Het Laatste Nieuws précise encore que l’argent s’est retrouvé dans différentes institutions religieuses, en Belgique mais aussi à l’étranger, aux mains de nonnes qui connaissaient les tenants et aboutissants de ce trafic. C’est en tout cas ce qu’affirme une victime.

Ces nouvelles révélations frappent de plein fouet l’Eglise catholique de Belgique, laquelle digère à peine le rappel médiatique d’affaires de pédophilie anciennes. God Vergeten », le documentaire de la chaîne publique flamande Canvas VRT, a montré cet automne comment des prêtres abuseurs avaient continué à vivre tranquillement en dépit de leurs crimes et de leurs condamnations. 

Compassion et enquête

A nouveau, face au scandale du trafic d’enfants, les évêques belges expriment leur compassion. L’Eglise plaide pour une enquête indépendante autour de ces adoptions. Si les faits sont avérés, une éventuelle indemnisation pourra être envisagée.

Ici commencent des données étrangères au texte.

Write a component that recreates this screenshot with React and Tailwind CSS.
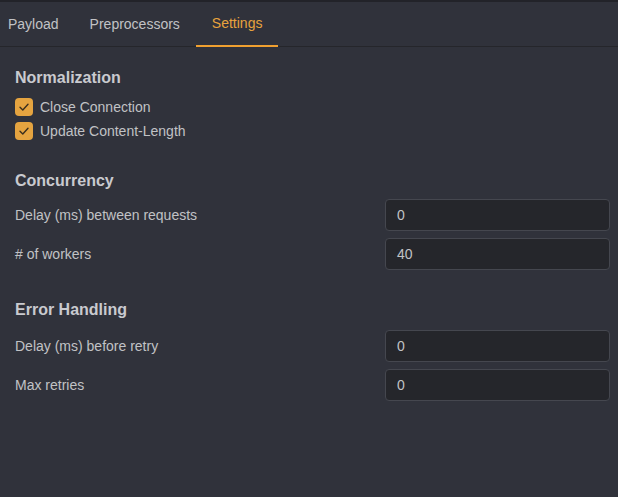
export default function App() {
  const font = { fontFamily: '"Liberation Sans", Arial, sans-serif' };
  const Check = ({ label }) => (
    <label className="flex items-center h-6 gap-[7px]">
      <span className="w-[18px] h-[18px] rounded-[4px] bg-[#e5a440] flex items-center justify-center">
        <svg width="12" height="12" viewBox="0 0 12 12" fill="none">
          <path d="M2 6.2 L4.8 9 L10 3.2" stroke="#3a2f1e" strokeWidth="1.4" strokeLinecap="round" strokeLinejoin="round" />
        </svg>
      </span>
      <span className="text-[14px] text-[#c1c2c5]">{label}</span>
    </label>
  );
  const Row = ({ label, value }) => (
    <div className="flex items-center justify-between h-8">
      <span className="text-[14px] text-[#c1c2c5]">{label}</span>
      <div className="w-[225px] h-8 rounded-[4px] border border-[#45474f] bg-[#25262b] flex items-center px-[11px] text-[14px] text-[#c1c2c5]">
        {value}
      </div>
    </div>
  );
  return (
    <div style={font} className="w-[618px] h-[497px] bg-[#30323b] overflow-hidden flex flex-col">
      <div className="h-[2px] bg-[#222329]" />
      <div className="flex h-[45px] border-b border-[#25262b] text-[14px]">
        <div className="pl-2 pr-[15px] flex items-center text-[#c1c2c5]">Payload</div>
        <div className="px-4 flex items-center text-[#c1c2c5]">Preprocessors</div>
        <div className="px-4 flex items-center text-[#e8a33d] border-b-2 border-[#f0a030] mb-[-1px]">Settings</div>
      </div>
      <div className="pl-[15px] pr-[8px] pt-[19px] flex flex-col">
        <div className="h-6 flex items-center text-[16px] font-bold text-[#c9cacf]">Normalization</div>
        <div className="mt-[5px] flex flex-col">
          <Check label="Close Connection" />
          <Check label="Update Content-Length" />
        </div>
        <div className="mt-[26px] h-6 flex items-center text-[16px] font-bold text-[#c9cacf]">Concurrency</div>
        <div className="mt-[6px] flex flex-col gap-[7px]">
          <Row label="Delay (ms) between requests" value="0" />
          <Row label="# of workers" value="40" />
        </div>
        <div className="mt-[28px] h-6 flex items-center text-[16px] font-bold text-[#c9cacf]">Error Handling</div>
        <div className="mt-[8px] flex flex-col gap-[7px]">
          <Row label="Delay (ms) before retry" value="0" />
          <Row label="Max retries" value="0" />
        </div>
      </div>
    </div>
  );
}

Lors de la fête de Noël, le primat de Belgique, Mgr Luc Terlinden, est revenu sur l’affaire. «Comment ne pas penser également aux enfants victimes d’abus sexuels ou d’une adoption forcée, une réalité douloureuse qui est revenue au grand jour ces dernières semaines suite aux témoignages poignants de victimes. Ceux-ci nous invitent non seulement à la compassion mais aussi à un engagement résolu pour le respect de la dignité de toute personne humaine, à commencer par les plus petits et les plus vulnérables, comme les enfants», a affirmé l’archevêque de Malines-Bruxelles lors de la messe de minuit qui se tenait en la cathédrale des Saints-Michel-et-Gudule.

Il reste à savoir comment instruire ce passé, moment où l’Eglise catholique de Belgique faisait figure d’ «Etat dans l’Etat», particulièrement en Flandre où elle pouvait compter sur le puissant parti CVP chrétien-démocrate, l’actuel CD&V. Et comment faire la part des choses entre les archaïsmes criminels dénoncés et l’Eglise actuelle qui joue la carte de la transparence ? L’archevêché publie désormais un rapport annuel où sont mentionnées les plaintes pour abus sexuels.

Honte et politique du silence

L’historienne Els Witte explique dans les colonnes du Soir que, «jusque dans les années 70, dans certains milieux, la honte et la politique du silence prévalaient sur certaines questions, dont celle des femmes enceintes hors mariage». «Après, continue-t-elle, les mentalités ont changé, on a connu une certaine libéralisation des mœurs qui a fini par déboucher sur la loi de dépénalisation de l’avortement - en 1991.» L’historienne insiste pour ne pas mouiller toute l’Eglise, ce labyrinthe complexe fait d’institutions et d’ordres où d’aucuns ont pu abuser d’enfants en toute opacité.

En décembre, le Parlement fédéral s’est saisi du dossier, comme il s’était saisi à l’automne de l’affaire «God Vergeten». Le Premier ministre Alexander De Croo avait alors mis tout son poids dans la balance. L’Eglise pourrait perdre beaucoup d’argent au terme de la réforme du financement des cultes reconnus par l’Etat à laquelle appellent plusieurs partis politiques.

«Cette page ne peut être tournée»

Dans le cadre du dossier des enfants vendus, quatre prêtres ont été suspendus et retirés par l’Eglise de la liste des ministres du Culte rémunérés par le ministère de la Justice. Une enquête est toujours en cours pour quatre autres prêtres qui pourraient être impliqués dans ces adoptions, a précisé le nouveau ministre de la Justice, le libéral flamand Paul Van Tigchelt. Il a ajouté : «Cette page ne peut pas être tournée. L’Eglise et la société doivent prendre leurs responsabilités en reconnaissant les victimes : elles veulent savoir ce qu’il s’est passé et qui est responsable. Je ne veux pas créer de fausses attentes ou espoir : il se pourrait que dans la plupart des cas les faits soient prescrits. Il faut aider les victimes, fournir des réponses, sortir du tabou. La commission parlementaire doit pouvoir répondre à ces questions.»

Ce nouveau scandale intervient alors qu’une visite du pape est attendue en septembre en Belgique. Le voyage papal est programmé dans le cadre des festivités du 600e anniversaire de la KULeuven et de l’UCLouvain.